Ever wonder why some cookie recipes call for shortening while some call for butter? Understanding the differences between butter vs. shortening will allow you to master the perfect baked treat!
If you appreciate a good cookie, whether it’s a classic snickerdoodle or one doused in chocolate chips, you might attribute your delight to that sweet, sweet sugar. But did you know that much of a cookie’s favorable traits have to do with the type of fat used?
Imagine all the things you love about a cookie: chewy or crisp, moist, flavorful and melts in your mouth. Those are contributions from fat! With a variety of baking fats available, understanding what each type can do for your baked goods can prove helpful.
For example, lard is especially good for making flaky pie crusts. For cookies, however, both butter and shortening are popular choices. Let’s discuss the differences below.
The role of fat in cookies
Before delving deeper, it is beneficial to familiarize ourselves with the role of fat in baking cookies. Fat is one of the necessary building blocks to produce any baked goods – and cookies are no exception. It is what imparts mouthfeel qualities, affects texture and structure, and most importantly packs your cookies with flavor.
Differences between vegetable shortening vs butter
As a preface, shortening is a fat that is semi-solid or solid at room temperature. By definition, fats such as lard and margarine fall into this category, but today the term ‘shortening’ can simply refer to vegetable shortening.
As its name implies, vegetable shortening is derived from plant sources – typically soybean or cottonseed oil. Since oil is naturally liquid at room temperature, how does vegetable shortening fit into the definition of being semi-solid or solid? This is because of a process called hydrogenation which converts unsaturated fats to become saturated, solidifying the oil.
- Palm oil has a higher melting point and is usually added to make shortening harder without as much hydrogenation.
- Butter, on the other hand, is a dairy product made from churning milk.
The general difference that affects baking, is that shortening is 100 percent fat, whereas butter is only 80 percent. This is because butter contains up to 16% moisture and around 2% milk solids.
Shortening does not have moisture to promote gluten formation, resulting in a more tender, crumbly cookie. Butter, on the other hand, can produce a chewy cookie when gluten is formed.
It may sound contradictory but using butter can also yield crispy cookies. This is possible since butter spreads thinner during baking. However, it must be baked long enough until the water is driven off.
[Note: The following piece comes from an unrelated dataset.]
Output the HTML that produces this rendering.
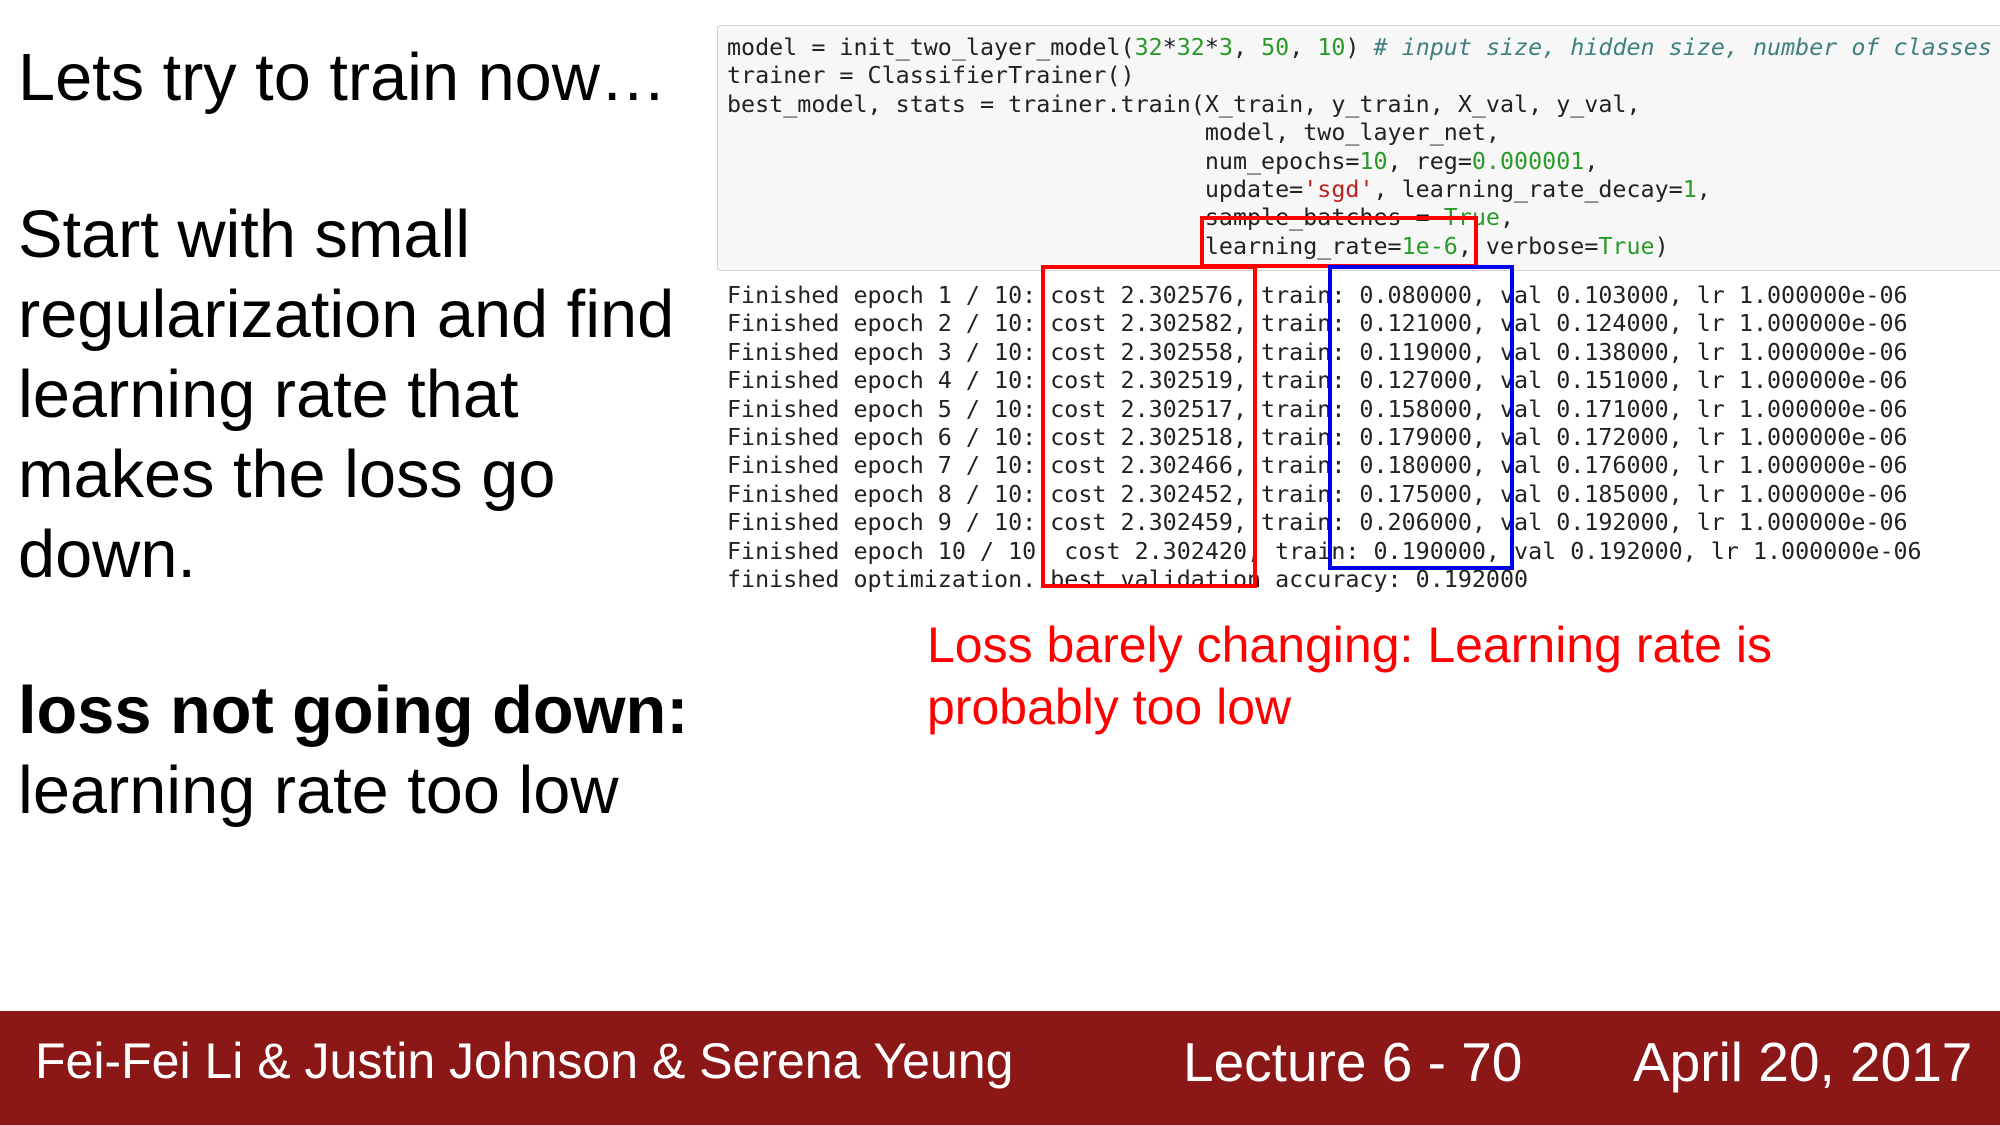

Low temperature and longer time will allow this without burning the cookie. Creaming the butter instead of melting it will introduce an airy texture that can add to the crunch.
Shortening has a higher melting point (117ºF/47ºC) than butter (95ºF/35ºC), which allows it to stay solid for longer and have its structure set, resulting in a cookie that spreads less and therefore, will be taller.
If spreadability is something you worry about, it might be worthwhile to use shortening in cookies like Snickerdoodle with a high ratio of wet ingredients. To reduce spreading when using butter, you can refrigerate the cookie dough for at least 30 minutes before baking. Make sure you’re not placing cookies too close on the tray.
For better structure, aim for a butter temperature of 65 to 67ºF (18 to 19ºC) to ensure its fat crystals are intact and are firm enough to hold the incorporated air bubbles from creaming. Avoid creaming for too long as it can warm the butter to over 68ºF (20ºC) where the butterfat starts melting, defeating the purpose of starting with an ideal butter temperature.
The flavor of butter is unrivaled and since shortening is essentially vegetable oil, it simply has a bland, oily taste.
Shortening may have its advantages, but when it comes down to a Danish Cookies for example where there aren’t other strong contributing flavors, you might want to stick to butter to avoid compromising its star flavor. If you must use shortening, try the butter-flavored version.
Which is healthier?
Traditionally, shortening made through hydrogenation produces trans fats which have gotten a bad rap. Because of this, companies have made shortening with 0g of trans fat now available just like the one from Crisco.
Keep in mind that rounding rules make it possible for its trans fat to be labeled as 0g as long as it is under 0.5g. This means that it may not be completely trans fat-free.
Butter actually contains natural trans fat too but in small amounts, which in the same way, allows it to be labeled as 0g. Butter does, however, have a leg up on shortening whereby it contains beneficial fatty acids and nutrients that shortening does not such as vitamins A, E, K and B12.
At face value, while butter may seem like the “healthier” option, it’s worth remembering that it’s still high in calories and saturated fat.
Can I substitute shortening for butter?
Certainly, but remember that a weight-to-weight replacement with butter will result in less fat since it is only 80% fat. To attain the same amount of fat, butter should be added at 1.2 times the amount of shortening from the original recipe.
To fully exploit the textural benefits of shortening and the unmatchable flavor of butter, you can try using both, half and half in a recipe.